I think I’m starting to get a reputation as someone who hates on digital marketing…which is probably not the best thing for a marketer.
But here’s the thing: I believe digital marketing is a powerful toolset; in fact, I wish I’d had the opportunity to use it much more to this point in my career. However, I believe digital marketing needs to be used responsibly (don’t get distracted by tactics) and as part of a larger marketing strategy (digital channels + content are vastly superior to either alone).
And A/B testing is no different. Clearly, the technique has value. Clearly, many (most?) A/B testers are jumping to erroneous conclusions that have negative impact on their businesses.
So what can we do to maximize the gains and minimize the risks?
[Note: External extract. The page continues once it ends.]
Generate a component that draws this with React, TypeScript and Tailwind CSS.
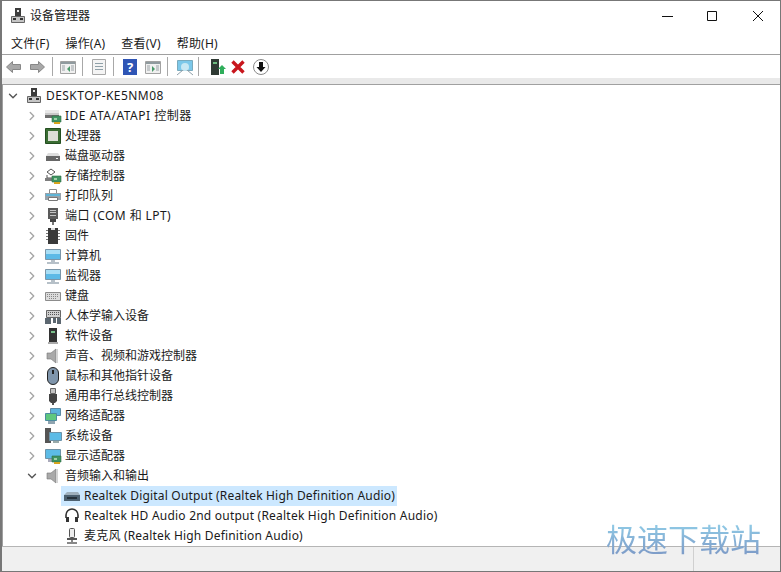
import { ChevronDown, ChevronRight } from 'lucide-react'
import type { ReactNode } from 'react'

const font = '[font-family:"Noto_Sans","Noto_Sans_CJK_SC",sans-serif]'

const Svg = ({ children, w = 18, h = 18 }: { children: ReactNode; w?: number; h?: number }) => (
	<svg width={w} height={h} viewBox={`0 0 ${w} ${h}`} className="shrink-0">
		{children}
	</svg>
)

const Computer = () => (
	<Svg>
		<path d="M6 1h6v8H6z" fill="#3c3c3c" />
		<path d="M8 3h2v2H8z" fill="#e8e8e8" />
		<path d="M2.500 9.500h13v6h-13z" fill="#c4c4c4" stroke="#666" />
		<path d="M4 11h3v2H4zM11 11h3v2h-3z" fill="#333" />
	</Svg>
)
const Board = () => (
	<>
		<path d="M8 9h9v6H8z" fill="#3f9463" stroke="#2b6b41" strokeWidth=".6" />
		<path d="M10 11h3v2h-3z" fill="#9fd0a8" />
		<path d="M10 15h6v2h-6z" fill="#d6a51f" />
	</>
)
const Ide = () => (
	<Svg>
		<path d="M1 5a2 2 0 0 1 2-2h10a2 2 0 0 1 2 2v6H1z" fill="#c9c9c9" />
		<path d="M1 3h14v3H1z" fill="#e8e8e8" />
		<path d="M1 8h14v3H1z" fill="#6e6e6e" />
		<Board />
	</Svg>
)
const Cpu = () => (
	<Svg>
		<path d="M1.500 1.500h15v15h-15z" fill="#3a6d33" stroke="#234f20" />
		<path d="M4 4h10v10H4z" fill="#dcdfd6" />
	</Svg>
)
const Disk = () => (
	<Svg>
		<path d="M2 9l2-3h10l2 3z" fill="#dedede" />
		<path d="M2 9h14v5H2z" fill="#676767" />
		<path d="M12 11h2v1h-2z" fill="#eee" />
	</Svg>
)
const Storage = () => (
	<Svg>
		<path d="M3 5l4-3 4 3-4 3z" fill="#fff" stroke="#555" />
		<path d="M3 8v3h5" fill="none" stroke="#555" />
		<path d="M1 11h7v3H1z" fill="#7d7d7d" />
		<Board />
	</Svg>
)
const Printer = () => (
	<Svg>
		<path d="M5.500 2.500h7v4h-7z" fill="#fff" stroke="#8a8a8a" />
		<path d="M1 6h16v7H1z" fill="#98a2aa" />
		<path d="M2 7h14v2H2z" fill="#5fb4d6" />
		<path d="M4.500 10.500h9v3h-9z" fill="#fff" stroke="#777" />
	</Svg>
)
const Port = () => (
	<Svg>
		<path d="M4 1h10v11H4z" fill="#5a5a5a" />
		<path d="M6 3h6v1H6zM6 5h6v1H6zM6 8h6v1H6z" fill="#c4c4c4" />
		<path d="M6 12h6v3H6z" fill="#444" />
		<path d="M8 15h2v3H8z" fill="#777" />
	</Svg>
)
const Chip = () => (
	<Svg>
		<path d="M4 1h10v16H4z" fill="#3a3a3a" />
		<path d="M2 3h2v1H2zM2 6h2v1H2zM2 9h2v1H2zM2 12h2v1H2zM14 3h2v1h-2zM14 6h2v1h-2zM14 9h2v1h-2zM14 12h2v1h-2z" fill="#777" />
		<path d="M7 1h4v2H7z" fill="#ddd" />
	</Svg>
)
const Monitor = () => (
	<Svg>
		<path d="M1.500 2.500h15v10h-15z" fill="#5cb9e6" stroke="#7a95a8" />
		<path d="M2 3h14v4H2z" fill="#a9def5" />
		<path d="M7 13h4v2H7zM3 15h12v2H3z" fill="#b6c0c8" />
	</Svg>
)
const Keyboard = () => (
	<Svg>
		<path d="M1.500 5.500h15v8h-15z" fill="#dcdcdc" stroke="#8c8c8c" />
		<path d="M3 7.500h12M3 9.500h12M5 11.500h8" stroke="#888" strokeDasharray="1 1" />
	</Svg>
)
const Hid = () => (
	<Svg>
		<path d="M2.500 3.500h14v7h-14z" fill="#d0d0d0" stroke="#666" />
		<path d="M4 5.500h11M4 7.500h11" stroke="#555" strokeDasharray="1 1" />
		<path d="M1 11h6v6H1zM9 11h3v5H9zM13 11h4v6h-4z" fill="#5c6770" />
	</Svg>
)
const SoftDevice = () => (
	<Svg>
		<path d="M5 1h8v14H5z" fill="#333" />
		<path d="M7 4h4v2H7z" fill="#79c08a" />
		<path d="M4 15h10v2H4z" fill="#aaa" />
	</Svg>
)
const Speaker = () => (
	<Svg>
		<path d="M3 6h4l5-4v14l-5-4H3z" fill="#a9a9a9" stroke="#777" strokeWidth=".6" />
		<path d="M12 2h2v14h-2z" fill="#d4d4d4" />
	</Svg>
)
const Mouse = () => (
	<Svg>
		<rect x="3.500" y="0.500" width="11" height="17" rx="5.500" fill="#7f95ab" stroke="#222" />
		<path d="M9 3v4" stroke="#222" strokeWidth="2" />
	</Svg>
)
const Usb = () => (
	<Svg>
		<path d="M6.500 1.500h5v5h-5z" fill="#c4c4c4" stroke="#666" />
		<path d="M5 7h8v7l-2 2H7l-2-2z" fill="#444" />
		<path d="M8 16h2v2H8z" fill="#555" />
	</Svg>
)
const Network = () => (
	<Svg>
		<path d="M6.500 1.500h10v7h-10z" fill="#5cb3dc" stroke="#5c8ba5" />
		<path d="M1.500 6.500h11v7h-11z" fill="#5fc77e" stroke="#4b8ba0" />
		<path d="M4 14h7v3H4z" fill="#8fa4b0" />
	</Svg>
)
const SystemDevice = () => (
	<Svg>
		<path d="M1 1h6v15H1z" fill="#555" />
		<path d="M5.500 5.500h12v8h-12z" fill="#5cbbe6" stroke="#6d93a8" />
		<path d="M9 14h6v2H9z" fill="#9aa" />
	</Svg>
)
const Display = () => (
	<Svg>
		<path d="M1.500 2.500h15v9h-15z" fill="#5cbbe6" stroke="#6d93a8" />
		<path d="M4 12h6v3H4z" fill="#aab" />
		<Board />
	</Svg>
)
const AudioCard = () => (
	<Svg>
		<path d="M1 8l3-3h11l2 3z" fill="#9fb0bd" />
		<path d="M1 8h16v6H1z" fill="#4d6171" />
		<path d="M4 10h10v2H4z" fill="#26323c" />
	</Svg>
)
const Headphones = () => (
	<Svg>
		<path d="M3 11V8a6 6 0 0 1 12 0v3" fill="none" stroke="#333" strokeWidth="1.600" />
		<path d="M3 10h3v5H3zM12 10h3v5h-3z" fill="#333" />
	</Svg>
)
const Mic = () => (
	<Svg>
		<rect x="6.500" y="1.500" width="5" height="9" rx="1" fill="#ededed" stroke="#555" />
		<path d="M4 11h10v2H4z" fill="#555" />
		<path d="M8 13h2v2H8zM4 15h10v2H4z" fill="#888" />
	</Svg>
)

const categories: [string, () => ReactNode, string?][] = [
	['IDE ATA/ATAPI 控制器', Ide, 'tracking-[0.5px]'],
	['处理器', Cpu],
	['磁盘驱动器', Disk],
	['存储控制器', Storage],
	['打印队列', Printer],
	['端口 (COM 和 LPT)', Port, 'tracking-[0.4px]'],
	['固件', Chip],
	['计算机', Monitor],
	['监视器', Monitor],
	['键盘', Keyboard],
	['人体学输入设备', Hid],
	['软件设备', SoftDevice],
	['声音、视频和游戏控制器', Speaker],
	['鼠标和其他指针设备', Mouse],
	['通用串行总线控制器', Usb],
	['网络适配器', Network],
	['系统设备', SystemDevice],
	['显示适配器', Display],
]

const audioChildren: [string, () => ReactNode, boolean, string][] = [
	['Realtek Digital Output (Realtek High Definition Audio)', AudioCard, true, 'tracking-[0.19px]'],
	['Realtek HD Audio 2nd output (Realtek High Definition Audio)', Headphones, false, 'tracking-[0.22px]'],
	['麦克风 (Realtek High Definition Audio)', Mic, false, 'tracking-[0.19px]'],
]

const Chevron = ({ open }: { open?: boolean }) => (
	<span className="flex w-[19px] shrink-0 items-center">
		{open ? (
			<ChevronDown size={14} strokeWidth={2.4} className="text-[#555]" />
		) : (
			<ChevronRight size={14} strokeWidth={2.4} className="text-[#a6a6a6]" />
		)}
	</span>
)

const Category = ({
	label,
	Icon,
	open,
	spacing = '',
}: {
	label: string
	Icon: () => ReactNode
	open?: boolean
	spacing?: string
}) => (
	<div className="flex h-5 items-center pl-[21px]">
		<Chevron open={open} />
		<Icon />
		<span className={`ml-[3px] whitespace-nowrap ${spacing}`}>{label}</span>
	</div>
)

const Divider = ({ className }: { className: string }) => <span className={`h-[19px] w-px bg-[#a8a8a8] ${className}`} />

const PanelIcon = ({ arrow }: { arrow: string }) => (
	<Svg>
		<path d="M1.500 3.500h15v12h-15z" fill="#f0f0f0" stroke="#a2a2a2" />
		<path d="M2 4h14v2H2z" fill="#8f9a9e" />
		<path d="M3 8h3M3 10h3M3 12h3M12 8h3M12 10h3M12 12h3" stroke="#9aa2a6" />
		<path d={arrow} fill="#4a9a6a" />
	</Svg>
)

const Toolbar = () => (
	<div className="flex h-[23px] shrink-0 items-center pl-[3px]">
		<Svg>
			<path d="M1.500 9l6-5.500v3h8v5h-8v3z" fill="#a8a8a8" stroke="#888" />
		</Svg>
		<span className="w-[5px]" />
		<Svg>
			<path d="M16.500 9l-6-5.500v3h-8v5h8v3z" fill="#a8a8a8" stroke="#888" />
		</Svg>
		<Divider className="ml-[6px] mr-[6px]" />
		<PanelIcon arrow="M11 8l-3 3 3 3z" />
		<Divider className="ml-[5px] mr-[7px]" />
		<Svg>
			<path d="M2.500 1.500h13v15h-13z" fill="#f4f4f4" stroke="#a8a8a8" />
			<path d="M5 5.500h8M5 8.500h8M5 11.500h8" stroke="#8fa0a8" />
		</Svg>
		<Divider className="ml-[5px] mr-[7px]" />
		<Svg>
			<path d="M2 1h14v16H2z" fill="#2f55b5" />
			<text x="9" y="14" textAnchor="middle" fontSize="13" fontWeight="700" fill="#fff">
				?
			</text>
		</Svg>
		<span className="w-[5px]" />
		<PanelIcon arrow="M8 8l3 3-3 3z" />
		<Divider className="ml-[5px] mr-[8px]" />
		<Svg>
			<path d="M1.500 2.500h15v10h-15z" fill="#7cc8ea" stroke="#79aabd" />
			<circle cx="9" cy="9" r="4" fill="#c8e8f4" />
			<path d="M1 17l6-5M11 12l6 5" fill="none" stroke="#8fa0aa" />
		</Svg>
		<Divider className="ml-[4px] mr-[9px]" />
		<Svg>
			<path d="M3 1h8v16H3z" fill="#2f3a34" />
			<path d="M5 4h4v2H5z" fill="#6dbb80" />
			<path d="M10 11l4-4 4 4h-2v5h-4v-5z" fill="#2fae5b" />
		</Svg>
		<span className="w-[3px]" />
		<Svg>
			<path d="M3.500 3.500l11 11M14.500 3.500l-11 11" stroke="#c8161d" strokeWidth="3.400" />
		</Svg>
		<span className="w-[5px]" />
		<Svg>
			<circle cx="9" cy="9" r="7.500" fill="#fff" stroke="#8a8a8a" />
			<path d="M7 4h4v5h2.500L9 14 4.500 9H7z" fill="#111" />
		</Svg>
	</div>
)

export default function App() {
	return (
		<div
			className={`relative flex h-[572px] w-[781px] flex-col overflow-hidden border-t border-l-2 border-r border-b border-[#777] bg-white text-[12px] text-[#1a1a1a] ${font}`}
		>
			<div className="flex h-[29px] shrink-0 items-center pl-[7px]">
				<Computer />
				<span className="ml-[3px]">设备管理器</span>
				<svg width="150" height="16" viewBox="0 0 150 16" className="ml-auto mr-[1px]">
					<path d="M33 8.500h11" stroke="#111" />
					<path d="M78.500 3.500h9v9h-9z" fill="none" stroke="#111" />
					<path d="M124 3l10 10M134 3l-10 10" stroke="#111" />
				</svg>
			</div>
			<div className="flex h-[25px] shrink-0 items-center gap-[16px] border-b border-[#a0a0a0] pl-[9px] pt-[3px] tracking-[0.2px]">
				<span>文件(F)</span>
				<span>操作(A)</span>
				<span>查看(V)</span>
				<span>帮助(H)</span>
			</div>
			<Toolbar />
			<div className="h-[6px] shrink-0 bg-[#e9e9e9]" />
			<div className="min-h-0 flex-1 overflow-hidden border-t border-l border-[#a0a0a0] pl-[1px] pt-[1px]">
				<div className="flex h-5 items-center pl-[2px]">
					<Chevron open />
					<Computer />
					<span className="ml-[3px] tracking-[0.45px]">DESKTOP-KE5NM08</span>
				</div>
				{categories.map(([label, Icon, spacing]) => (
					<Category key={label} label={label} Icon={Icon} spacing={spacing} />
				))}
				<Category label="音频输入和输出" Icon={Speaker} open />
				{audioChildren.map(([label, Icon, selected, spacing]) => (
					<div key={label} className="flex h-5 items-center pl-[57px]">
						<div className={`flex h-5 items-center pr-[2px] ${selected ? 'bg-[#cce8ff]' : ''}`}>
							<span className="ml-[2px]">
								<Icon />
							</span>
							<span className={`ml-[3px] whitespace-nowrap ${spacing}`}>{label}</span>
						</div>
					</div>
				))}
			</div>
			<div className="flex h-[25px] shrink-0 border-t border-[#b5b5b5] bg-[#f0f0f0]">
				<div className="w-[691px]" />
				<div className="flex-1 border-l border-[#d0d0d0]" />
			</div>
			<span className="absolute top-[517px] left-[604px] whitespace-nowrap bg-gradient-to-b from-[#93d4ec] to-[#7b96c4] bg-clip-text text-[31px] leading-[40px] text-transparent [font-family:'Noto_Sans_CJK_SC',sans-serif]">
				极速下载站
			</span>
		</div>
	)
}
The authors provide four strategies to avoid improper premature stopping of A/B tests, which will help to lower the false discovery rate:
- Tighten the significant threshold, moving from the usual 95% to a much more statistically significant 99.5%
- Use proper sequential testing and FDR-control procedures (note that Optimizely implemented this strategy shortly after the data window used in the study)
- Use Bayesian hypothesis testing that’s robust to optional stopping
- Forego null hypothesis testing altogether and to approach the business decision that A/B testing is meant to inform as a decision theoretic problem
OK, most folks are just gonna rely on their A/B platform to take care of all that scary-sounding Bayesian hypothesis decision theoretic stuff.
For those of us who glossed over while skimming that previous list, here’s what I’d do if I was overseeing A/B testing:
- Recognize that A/B testing has limitations – it’s not a panacea that can take the higher-level work out of your communications and design activities; instead, it’s there to help you optimize outcomes (but only when you let your experiments run to their full conclusion at a higher significance level!). But with that being said…
- Accept that many things you’re A/B testing just don’t matter – and that’s OK. Accepting this reality frees you up to spend your time on things that do matter (including testing big changes, rather than little tweaks here and there), which brings us to…
- Please, please, please, make sure you’ve taken care of the things that matter most – like thinking long-term, planning your marketing strategies in service to objectives, choosing tactics that support the strategies; optimizations are great, but only when you’ve sufficiently delegated and have the other stuff under control first! In other words: don’t mismanage the forest because you’re pruning a single tree.